> _Problem to solve_:
Repeat only the lines below that run from the line with "Give me the" to the line with "string; size: string;", ends included; skip every picture.

> _Data provided_:
■ ■ ■

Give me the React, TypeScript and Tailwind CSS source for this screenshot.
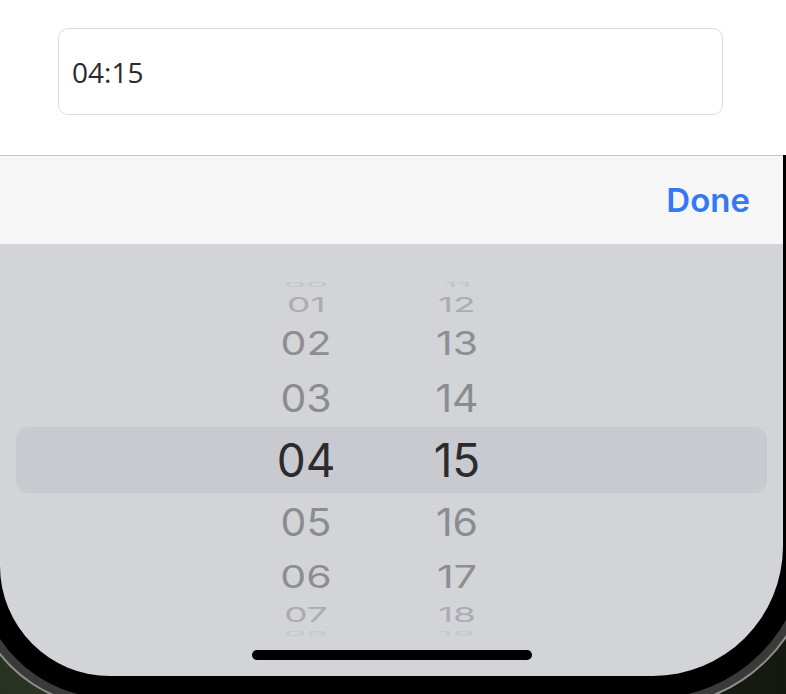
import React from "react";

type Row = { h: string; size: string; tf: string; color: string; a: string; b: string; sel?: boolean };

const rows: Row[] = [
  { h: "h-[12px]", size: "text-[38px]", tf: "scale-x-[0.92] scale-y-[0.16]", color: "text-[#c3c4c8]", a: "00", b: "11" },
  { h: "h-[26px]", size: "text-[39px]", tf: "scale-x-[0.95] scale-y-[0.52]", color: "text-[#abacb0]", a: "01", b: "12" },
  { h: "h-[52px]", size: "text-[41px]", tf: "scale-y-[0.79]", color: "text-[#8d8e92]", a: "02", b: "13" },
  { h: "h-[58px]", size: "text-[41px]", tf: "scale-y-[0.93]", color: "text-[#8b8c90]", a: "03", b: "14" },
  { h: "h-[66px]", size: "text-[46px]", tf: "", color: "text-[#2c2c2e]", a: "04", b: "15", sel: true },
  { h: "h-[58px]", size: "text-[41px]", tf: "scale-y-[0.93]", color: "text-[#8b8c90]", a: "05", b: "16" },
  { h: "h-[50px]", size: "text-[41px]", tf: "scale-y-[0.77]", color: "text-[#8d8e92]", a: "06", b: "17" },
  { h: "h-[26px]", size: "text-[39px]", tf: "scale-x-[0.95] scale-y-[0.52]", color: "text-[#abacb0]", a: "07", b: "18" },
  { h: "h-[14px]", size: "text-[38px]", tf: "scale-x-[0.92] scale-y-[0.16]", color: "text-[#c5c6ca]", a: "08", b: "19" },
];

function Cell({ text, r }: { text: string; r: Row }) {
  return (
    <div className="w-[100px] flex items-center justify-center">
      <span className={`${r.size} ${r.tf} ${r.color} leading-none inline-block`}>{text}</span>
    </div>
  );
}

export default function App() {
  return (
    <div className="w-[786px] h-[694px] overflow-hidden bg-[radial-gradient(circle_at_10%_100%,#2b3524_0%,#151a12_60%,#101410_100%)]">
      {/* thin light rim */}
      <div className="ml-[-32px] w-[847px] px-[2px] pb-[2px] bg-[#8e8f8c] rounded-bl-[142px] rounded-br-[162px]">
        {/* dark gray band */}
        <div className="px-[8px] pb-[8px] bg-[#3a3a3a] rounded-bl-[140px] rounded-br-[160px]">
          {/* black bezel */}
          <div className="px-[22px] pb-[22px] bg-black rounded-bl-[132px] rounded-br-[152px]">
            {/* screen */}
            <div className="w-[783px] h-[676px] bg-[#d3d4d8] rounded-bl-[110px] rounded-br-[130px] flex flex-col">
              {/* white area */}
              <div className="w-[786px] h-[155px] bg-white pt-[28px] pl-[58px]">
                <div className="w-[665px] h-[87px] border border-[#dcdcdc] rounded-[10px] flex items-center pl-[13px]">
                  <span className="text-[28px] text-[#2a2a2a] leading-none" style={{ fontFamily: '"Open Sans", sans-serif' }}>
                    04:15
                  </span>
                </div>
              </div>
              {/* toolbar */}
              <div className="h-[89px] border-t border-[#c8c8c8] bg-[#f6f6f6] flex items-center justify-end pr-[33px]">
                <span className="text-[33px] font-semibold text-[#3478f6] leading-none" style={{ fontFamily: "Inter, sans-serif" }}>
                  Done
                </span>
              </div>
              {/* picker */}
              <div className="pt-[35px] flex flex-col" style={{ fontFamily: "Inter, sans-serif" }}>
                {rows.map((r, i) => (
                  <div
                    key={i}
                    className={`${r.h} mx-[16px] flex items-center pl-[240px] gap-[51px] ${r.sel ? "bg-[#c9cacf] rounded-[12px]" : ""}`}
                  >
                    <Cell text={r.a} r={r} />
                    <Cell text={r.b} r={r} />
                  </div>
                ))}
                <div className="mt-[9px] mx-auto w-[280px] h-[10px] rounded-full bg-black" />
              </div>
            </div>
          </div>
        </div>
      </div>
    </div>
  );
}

■ ■ ■

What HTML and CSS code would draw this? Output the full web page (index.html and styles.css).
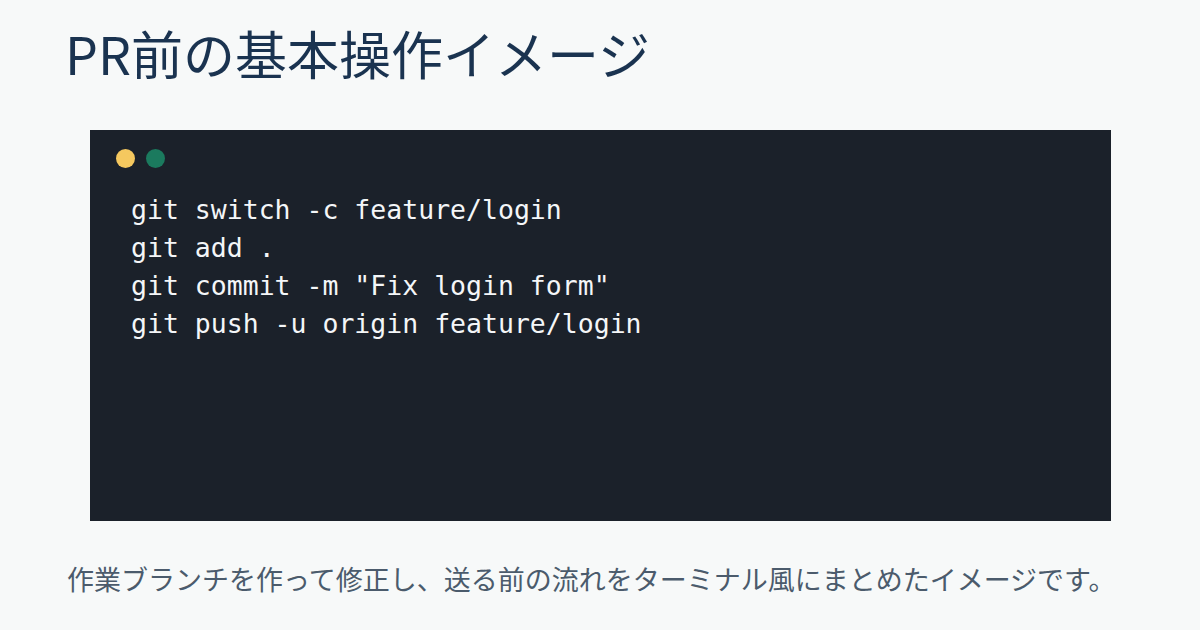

■ ■ ■

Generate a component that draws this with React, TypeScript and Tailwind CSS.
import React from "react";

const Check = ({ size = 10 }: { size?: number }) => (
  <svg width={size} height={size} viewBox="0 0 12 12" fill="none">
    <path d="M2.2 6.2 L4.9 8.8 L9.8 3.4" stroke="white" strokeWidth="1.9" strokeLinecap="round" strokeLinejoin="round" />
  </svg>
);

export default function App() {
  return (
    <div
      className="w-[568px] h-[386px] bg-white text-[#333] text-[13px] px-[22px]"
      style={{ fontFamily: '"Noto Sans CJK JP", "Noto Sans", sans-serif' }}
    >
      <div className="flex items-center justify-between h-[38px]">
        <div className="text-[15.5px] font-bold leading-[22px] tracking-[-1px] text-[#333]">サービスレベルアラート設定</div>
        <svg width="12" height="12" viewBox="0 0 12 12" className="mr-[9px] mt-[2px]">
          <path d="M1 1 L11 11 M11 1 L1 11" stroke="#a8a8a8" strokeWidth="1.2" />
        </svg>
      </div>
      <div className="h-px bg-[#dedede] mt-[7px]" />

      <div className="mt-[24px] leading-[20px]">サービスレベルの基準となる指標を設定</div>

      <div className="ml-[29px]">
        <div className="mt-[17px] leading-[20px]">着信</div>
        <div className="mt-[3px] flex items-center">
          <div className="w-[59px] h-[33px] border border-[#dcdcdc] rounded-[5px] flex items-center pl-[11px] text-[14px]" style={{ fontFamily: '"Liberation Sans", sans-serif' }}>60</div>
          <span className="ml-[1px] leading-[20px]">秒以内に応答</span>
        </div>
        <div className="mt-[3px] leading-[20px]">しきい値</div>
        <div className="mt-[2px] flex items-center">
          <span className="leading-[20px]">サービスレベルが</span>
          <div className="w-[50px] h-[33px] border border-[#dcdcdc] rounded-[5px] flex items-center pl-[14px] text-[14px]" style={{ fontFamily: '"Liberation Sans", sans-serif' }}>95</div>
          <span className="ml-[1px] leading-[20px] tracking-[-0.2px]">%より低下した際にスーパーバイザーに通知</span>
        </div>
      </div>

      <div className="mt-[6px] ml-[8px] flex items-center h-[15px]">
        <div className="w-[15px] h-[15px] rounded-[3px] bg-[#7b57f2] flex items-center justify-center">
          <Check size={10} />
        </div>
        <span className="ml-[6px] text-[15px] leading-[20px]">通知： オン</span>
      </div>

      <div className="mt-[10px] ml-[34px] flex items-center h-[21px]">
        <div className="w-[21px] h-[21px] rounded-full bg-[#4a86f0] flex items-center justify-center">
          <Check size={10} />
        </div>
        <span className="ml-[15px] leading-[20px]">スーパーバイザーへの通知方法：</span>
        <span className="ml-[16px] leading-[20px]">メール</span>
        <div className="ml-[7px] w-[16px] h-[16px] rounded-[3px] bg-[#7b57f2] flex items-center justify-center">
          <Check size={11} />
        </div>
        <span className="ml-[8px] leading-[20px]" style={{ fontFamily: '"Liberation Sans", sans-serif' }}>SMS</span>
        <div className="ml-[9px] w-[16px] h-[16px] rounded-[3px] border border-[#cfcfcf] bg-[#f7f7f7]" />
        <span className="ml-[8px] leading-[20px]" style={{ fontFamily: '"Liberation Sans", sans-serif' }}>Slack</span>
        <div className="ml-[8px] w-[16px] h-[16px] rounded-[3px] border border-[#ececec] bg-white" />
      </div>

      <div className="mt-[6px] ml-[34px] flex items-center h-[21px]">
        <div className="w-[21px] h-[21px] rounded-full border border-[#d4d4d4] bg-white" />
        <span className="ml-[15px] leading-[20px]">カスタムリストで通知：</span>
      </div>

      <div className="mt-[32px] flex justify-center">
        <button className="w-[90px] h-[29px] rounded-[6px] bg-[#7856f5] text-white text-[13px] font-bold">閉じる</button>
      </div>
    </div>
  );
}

■ ■ ■

> _Answer to this exercise_:
Give me the React, TypeScript and Tailwind CSS source for this screenshot.
import React from "react";

type Row = { h: string; size: string; tf: string; color: string; a: string; b: string; sel?: boolean };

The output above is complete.